I should point out that any new virtual machine created on the Recovery SDDC will be excluded from the Failback plan because there were not part of the protected site.
Failing back is invoked by selecting the automatically created Failback Recovery Plan and starting the FAILOVER FROM VMC wizard
Once the failback has been performed, you will be able to see all the steps performed with task duration as well.
As with the DR Failover, you will be required to commit the changes to confirm you're happy with the outcome of the failback process, meaning you have tested and validated all VMs and services are working as expected.

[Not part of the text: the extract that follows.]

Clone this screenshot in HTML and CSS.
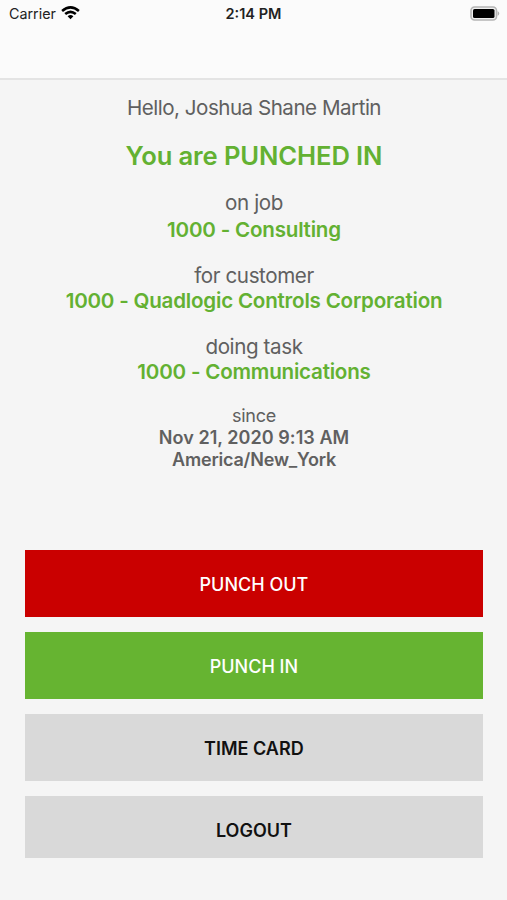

Ransomware Recovery (Optional)
Ransonware recovery is an optional service that you can enable in your VMC Organisation, which will allow to restore workloads from the cloud file system into air-gapped staging envirornment, also referred to Isolated Recovery Environment (IRE). After a ransomware attack, you can launch a recovery plan specifying you want to perform ransomware recovery and selecting virtual machines from a deep snapshot history.
Such VMs will be powered-on into an IRE where forensic analysis and validation can be performed leveraging Carbon Black Cloud sensors installed on the guests operating systems, post recovery.
Ransomware recovery is fully supported for VMC on AWS Outposts and works the same way as your native on-prem vSphere or VMC on AWS SDDC. Covering Ransomware Recovery in full details is out of scope for this article. For all the details, principles and documentation please refer to the existing official documentation for VMware Cloud DR - Ransomware Recovery
In this article we have covered how we can protect from disaster an SDDC running on-prem as VMC on AWS Outposts (VMC-O).
More specifically, we have established the VCDR can protect and successfully failover/failback workloads running on VMC-O while adhering to the processes documented for protecting VMC-AWS with VCDR. The same configuration constraints regarding availabilty zones for VMC on AWS and VCDR applies to VMC-O.